I urge the Council to: A) Wear masks at meetings while the surge continues; B) Continue Healthy Davis Together as a paid program allowing donations for the needy; C) Give a clear message as to where we are in the pandemic that considers a balance between business needs, healthy citizens, and vulnerable citizens; D) Give clear information about testing and treatment available to Davis residents beyond June 30.
Sincerely,
Alan C. Miller
District 3
I have aural nerve damage in one ear and so have had to, out of necessity, learn how sound affects the human body. Loud sounds can cause me splitting headaches emanating from the inside of the ear, severe ringing in the ears, internal ear pressure, disorientation, burning, aural misinterpretations, etc. Sound frequency, duration, distance, peak-volume and distortion all factor into the severity of an 'event' as I have come to know them.
Though dependent on particular circumstances, in general shorter bursts of loud sounds are more damaging than longer duration of softer sounds. That is why going with some sort of 'averaging' system would be a tragic mistake. This would ignore the very real damage done by peak sounds. My world-renowned ear doctor from Stanford Ear Clinic would back me up on this. He has coached me on how to live with my condition, which is not treatable.
My ear doctor explains that there is a 'threshold' level at which the noise becomes damaging to hearing (in my case, the threshold is much lower than those with a healthy ear). The PEAK noise is almost always the problem. Therefore, changing the city noise ordinance to consider some AVERAGE measurement as the standard is not only unwise, it is INSANE.
To give an example of how unwise this is, an example everyone can understand - consider train horns. A train horn -- at 100' in front of the horn -- ranges from 96 to 110 db.

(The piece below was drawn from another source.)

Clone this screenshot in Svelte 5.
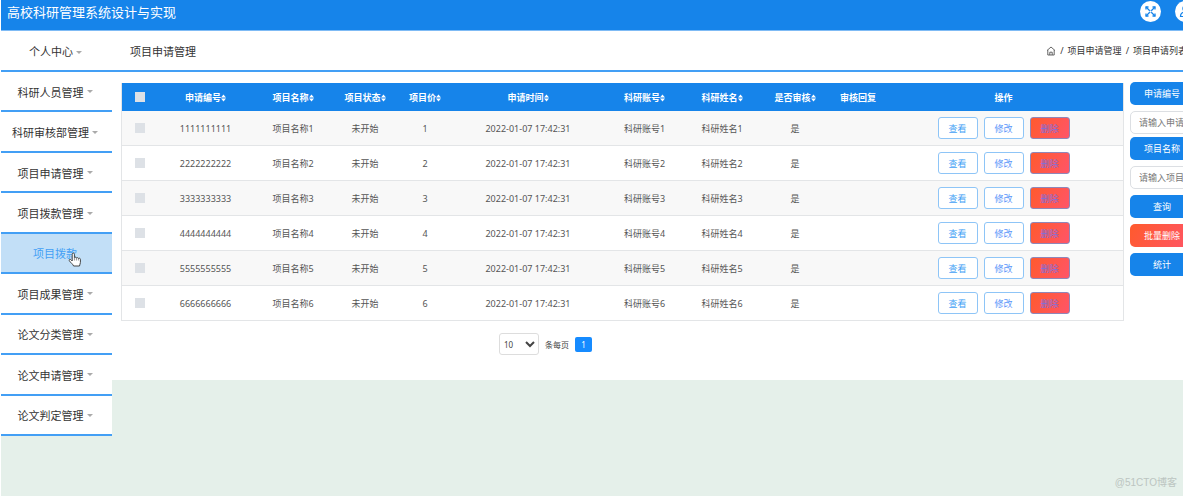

Even at the low end this is painfully loud, and on the high end can cause ear damage in just a few seconds. But, if you averaged the railroad noise around the tracks over a period of hours, it would show very low AVERAGE noise as over time there are few trains. The PEAK noise is when the damage is done; AVERAGING OVER TIME would FAIL to CATCH the DAMAGING peak sounds.
While I am more bothered by sound than those with healthy hearing, ear disease is rampant and hugely under-diagnosed in this country. There are many people with my condition and many other hearing diseases who are intolerant of various sound conditions. This is not just about an annoyance, it is at times debilitating.
Another thing to consider is that those close to a noise source suffer from the exposure repeatedly and over time. Those adjacent to noise sources are the people who must be considered paramount and above all else. Let's say a nightclub with sub-woofers goes in next door to someone's house. But ON AVERAGE less than 1% of the people in town even hear the noise. The standard must be on how the noise effects those adjacent, not on the fact that 99% of Davis voters never hear it. Another abominable use of 'average' exposure.
I urge the commission, the City, and the Council to retain current noise-ordinance formulas and standards, and reject any attempt to change the noise ordinance to be more allowing of harmful peak noise exposures.